August 1990. This is the Gemmells Road level crossing just south of Hawarden. There was still some track in place at that time.
August 1990. Track had recently been removed just west of the Waikari level crossing at this time. This section of the formation is now a walkway.
August 1990. The cutting at Waikari which was partly filled several years before is seen, very overgrown and waterlogged. The overbridge No.2 can just be seen in the background.
August 1990. This is the former station building at Rotherham. It was owned by the WPR and intended to be used at Waikari, but was assessed about this time to be unsuitable for restoration due to its deteriorating condition. This caused the society to purchase the Hundalee station instead and the Rotherham building was then sold.
May 1991. The whistle board cutting before removal of the track.
May 1991. A contractor lifts the track in the whistle board cutting.
May 1991. Formation at the whistle board cutting after the track was removed.
May 1991. A road scraper starts work on lowering the formation at the whistle board cutting.
May 1991. The formation being scraped at the whistle board cutting.
May 1991. Just south of the whistle board cutting, the scraper is dumping earth at the site of a proposed siding.

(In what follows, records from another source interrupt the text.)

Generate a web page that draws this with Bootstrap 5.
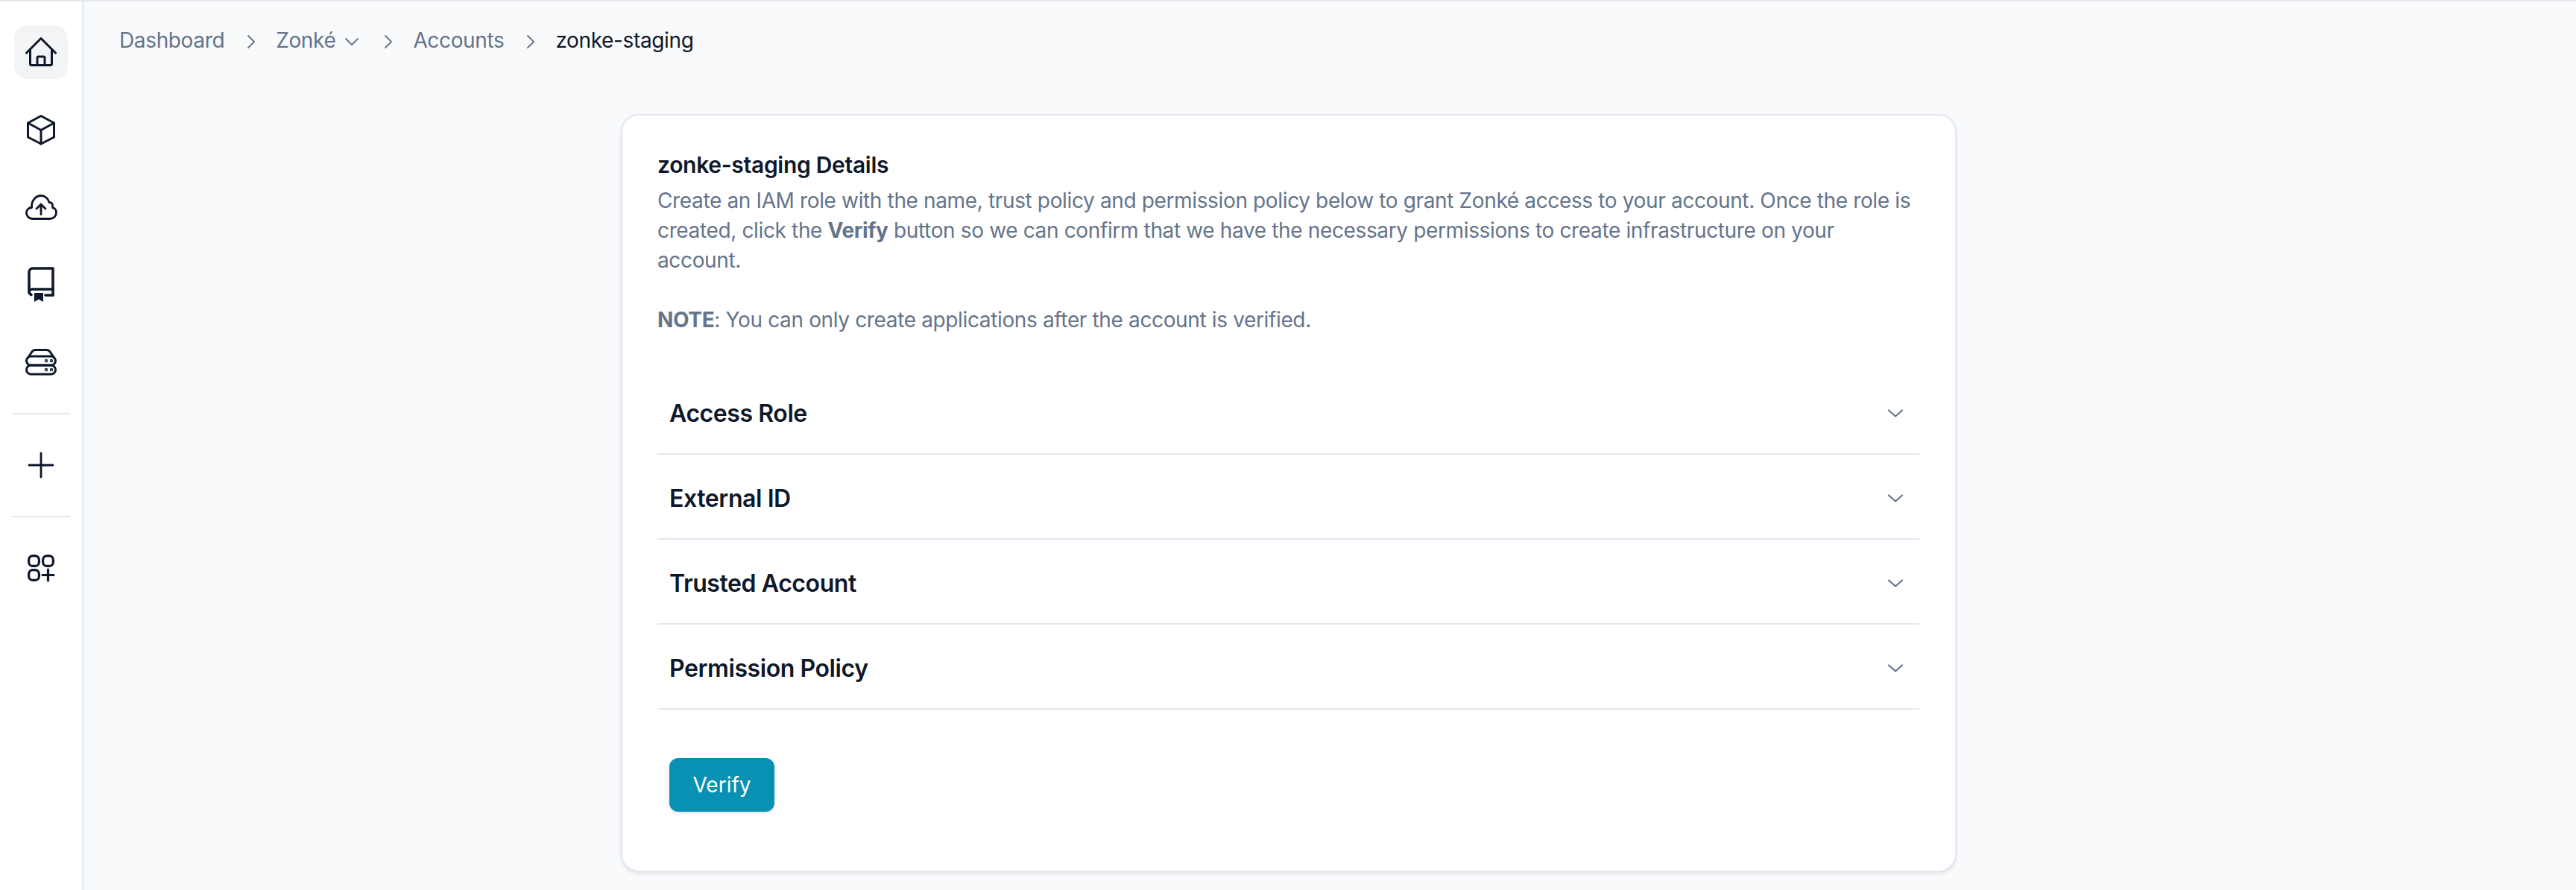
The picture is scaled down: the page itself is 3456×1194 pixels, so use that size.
<!doctype html>
<html lang="en">
<head>
<meta charset="utf-8">
<title>zonke-staging</title>
<link href="https://cdn.jsdelivr.net/npm/bootstrap@5.3.0/dist/css/bootstrap.min.css" rel="stylesheet">
<style>
html,body{height:100%}
body{font-family:Inter,"Liberation Sans",sans-serif;background:#f9fafb;color:#0f172a;overflow:hidden;font-size:28px;line-height:40px;letter-spacing:-.36px}
.shell{height:1194px;border-top:2px solid #e5e7eb}
.side{width:112px;flex:none;background:#fff;border-right:2px solid #e2e8f0;padding-top:32px}
.side-btn{width:72px;height:72px;border-radius:18px;color:#0f172a}
.side-btn.on{background:#f3f4f6}
.side-gap{margin-bottom:32px}
.side-rule{width:78px;height:2px;background:#e5e7eb;margin:0 0 32px;border:0;opacity:1}
.crumbs{padding:32px 0 0 48px;height:72px;margin:0 0 79px;color:#64748b;list-style:none;gap:0}
.crumbs a{color:#64748b;text-decoration:none}
.crumb-sep{margin:0 27px 0 30px;color:#64748b}
.crumb-now{color:#0f172a}
.crumb-down{margin:0 3px 0 12px;color:#64748b}
.panel{width:1792px;height:1017px;margin-left:721px;background:#fff;border:2px solid #e2e8f0;border-radius:24px;box-shadow:0 2px 4px rgba(15,23,42,.1);padding:48px 48px 0 47px}
.panel-title{font-size:30px;line-height:36px;font-weight:600;margin:0 0 10px;color:#0f172a;letter-spacing:-.3px}
.panel-text{color:#64748b;margin:0}
.panel-text b{font-weight:700}
.fold{--bs-accordion-border-color:#e2e8f0;--bs-accordion-border-width:2px;--bs-accordion-btn-icon-width:28px;--bs-accordion-btn-icon:url("data:image/svg+xml,%3Csvg xmlns='http://www.w3.org/2000/svg' viewBox='0 0 28 28' fill='none' stroke='%2364748b' stroke-width='2.2' stroke-linecap='round' stroke-linejoin='round'%3E%3Cpath d='M5 9.500l9 8 9-8'/%3E%3C/svg%3E");margin-top:47px}
.fold .accordion-item{height:114px;border-bottom:2px solid #e2e8f0!important}
.fold .accordion-button{height:112px;padding:6px 18px 0 16px;font-size:32px;font-weight:600;letter-spacing:-.42px;color:#0f172a;background:#fff;box-shadow:none}
.verify{background:#0891b2;border:0;color:#fff;width:141px;height:72px;border-radius:12px;font-size:28px;font-weight:400;letter-spacing:0;margin:65px 0 0 16px;box-shadow:0 2px 4px rgba(15,23,42,.12);padding:0}
</style>
</head>
<body>
<div class="shell d-flex">
  <nav class="side d-flex flex-column align-items-center">
    <a class="side-btn on side-gap d-flex align-items-center justify-content-center" href="#" aria-label="Home">
      <svg width="44" height="44" viewBox="0 0 44 44" fill="none" stroke="currentColor" stroke-width="3" stroke-linecap="round" stroke-linejoin="round"><path d="M2.500 23 22 3.500 41.500 23"/><path d="M7.500 19v18.500a2 2 0 0 0 2 2h25a2 2 0 0 0 2-2V19"/><path d="M17 39.500V29.500a1.500 1.500 0 0 1 1.500-1.500h7a1.500 1.500 0 0 1 1.500 1.500v10"/></svg>
    </a>
    <a class="side-btn side-gap d-flex align-items-center justify-content-center" href="#" aria-label="Packages">
      <svg width="44" height="44" viewBox="0 0 44 44" fill="none" stroke="currentColor" stroke-width="3" stroke-linejoin="round" stroke-linecap="round"><path d="M22 3.500 39.500 13v19L22 41 4.500 32V13z"/><path d="M4.500 13 22 22.500 39.500 13"/><path d="M22 22.500V41"/></svg>
    </a>
    <a class="side-btn side-gap d-flex align-items-center justify-content-center" href="#" aria-label="Deploy">
      <svg width="44" height="44" viewBox="0 0 44 44" fill="none" stroke="currentColor" stroke-width="2.800" stroke-linecap="round" stroke-linejoin="round"><path d="M11 37.500C5.500 37.500 2.500 33.500 2.500 29.500 2.500 25.500 5.500 22.500 9.500 22.500 9 13 15 6.500 22 6.500c5.500 0 9.500 4 11 9 4 0 5 3 4.500 7 3 .5 5 3.500 5 7C42.500 33.500 39 37.500 34 37.500z"/><path d="M22 31.500V18M16 24l6-6 6 6"/></svg>
    </a>
    <a class="side-btn side-gap d-flex align-items-center justify-content-center" href="#" aria-label="Docs">
      <svg width="44" height="48" viewBox="0 0 44 48" fill="none" stroke="currentColor" stroke-width="3.600" stroke-linecap="round" stroke-linejoin="round"><path d="M38 38V2H11a5 5 0 0 0-5 5v26a5 5 0 0 0 3 4.500"/><path d="M6 34a4 4 0 0 1 4-4h28"/><path d="M28 38h10"/><path d="M13 35h12v12l-6-3.500-6 3.500z" fill="currentColor" stroke="none"/></svg>
    </a>
    <a class="side-btn side-gap d-flex align-items-center justify-content-center" href="#" aria-label="Storage">
      <svg width="44" height="38" viewBox="0 0 44 38" fill="none" stroke="currentColor" stroke-width="3" stroke-linecap="round" stroke-linejoin="round"><rect x="2.500" y="11" width="39" height="12" rx="6"/><rect x="2.500" y="23" width="39" height="12" rx="6"/><path d="M4.500 13 9.500 5.500A6 6 0 0 1 14.500 2.500h15a6 6 0 0 1 5 3L39.500 13"/><circle cx="29" cy="17" r=".7"/><circle cx="36" cy="17" r=".7"/><circle cx="29" cy="29" r=".7"/><circle cx="36" cy="29" r=".7"/></svg>
    </a>
    <hr class="side-rule">
    <a class="side-btn side-gap d-flex align-items-center justify-content-center" href="#" aria-label="Add">
      <svg width="36" height="36" viewBox="0 0 36 36" fill="none" stroke="currentColor" stroke-width="2.800" stroke-linecap="round"><path d="M18 2v32M2 18h32"/></svg>
    </a>
    <hr class="side-rule">
    <a class="side-btn d-flex align-items-center justify-content-center" href="#" aria-label="Apps">
      <svg width="38" height="38" viewBox="0 0 38 38" fill="none" stroke="currentColor" stroke-width="3.200" stroke-linecap="round"><rect x="2.600" y="2.600" width="13.800" height="13.800" rx="5.500"/><rect x="21.600" y="2.600" width="13.800" height="13.800" rx="5.500"/><rect x="2.600" y="21.600" width="13.800" height="13.800" rx="5.500"/><path d="M28.500 21v15M21 28.500h15"/></svg>
    </a>
  </nav>
  <main class="flex-grow-1">
    <ol class="crumbs d-flex align-items-start">
      <li><a href="#">Dashboard</a></li>
      <li class="crumb-sep"><svg width="12" height="20" viewBox="0 0 12 20" fill="none" stroke="currentColor" stroke-width="1.800" stroke-linecap="round" stroke-linejoin="round"><path d="M2 2l8 8-8 8"/></svg></li>
      <li><a href="#">Zonké<svg class="crumb-down" width="20" height="12" viewBox="0 0 20 12" fill="none" stroke="currentColor" stroke-width="1.800" stroke-linecap="round" stroke-linejoin="round"><path d="M2 2l8 8 8-8"/></svg></a></li>
      <li class="crumb-sep"><svg width="12" height="20" viewBox="0 0 12 20" fill="none" stroke="currentColor" stroke-width="1.800" stroke-linecap="round" stroke-linejoin="round"><path d="M2 2l8 8-8 8"/></svg></li>
      <li><a href="#">Accounts</a></li>
      <li class="crumb-sep"><svg width="12" height="20" viewBox="0 0 12 20" fill="none" stroke="currentColor" stroke-width="1.800" stroke-linecap="round" stroke-linejoin="round"><path d="M2 2l8 8-8 8"/></svg></li>
      <li class="crumb-now">zonke-staging</li>
    </ol>
    <section class="panel">
      <h1 class="panel-title">zonke-staging Details</h1>
      <p class="panel-text">Create an IAM role with the name, trust policy and permission policy below to grant Zonké access to your account. Once the role is created, click the <b>Verify</b> button so we can confirm that we have the necessary permissions to create infrastructure on your account.<br><br><b>NOTE</b>: You can only create applications after the account is verified.</p>
      <div class="accordion accordion-flush fold">
        <div class="accordion-item"><h2 class="accordion-header"><button class="accordion-button collapsed" type="button">Access Role</button></h2></div>
        <div class="accordion-item"><h2 class="accordion-header"><button class="accordion-button collapsed" type="button">External ID</button></h2></div>
        <div class="accordion-item"><h2 class="accordion-header"><button class="accordion-button collapsed" type="button">Trusted Account</button></h2></div>
        <div class="accordion-item"><h2 class="accordion-header"><button class="accordion-button collapsed" type="button">Permission Policy</button></h2></div>
      </div>
      <button class="btn verify" type="button">Verify</button>
    </section>
  </main>
</div>
<script src="https://cdn.jsdelivr.net/npm/bootstrap@5.3.0/dist/js/bootstrap.bundle.min.js"></script>
</body>
</html>
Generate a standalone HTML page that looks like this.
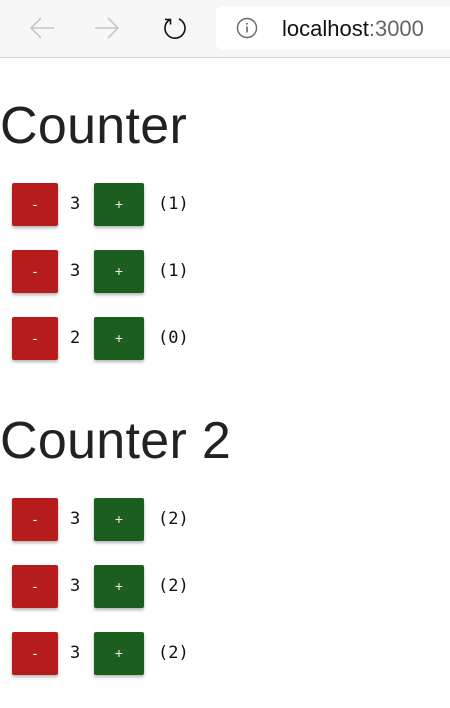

At the time it was considered desirable to have an intermediate crossing point in the Weka Pass for use on busy days.
May 1991. After the earthworks are completed, the track is lifted back in by Gray and Lewis’s excavator.
1991. A work train ballasts the relaid track in the whistle board cutting.
1991. The track gang at work at 8.5 km, just below Frog Rock. The terminus reached Frog Rock soon after, and then advanced very slowly towards Waikari; the last 4 km took some seven years to complete.
1991. The Plasser 04 tamper at work at the whistle board cutting. Probably this is the last time it was successfully operated on the railway.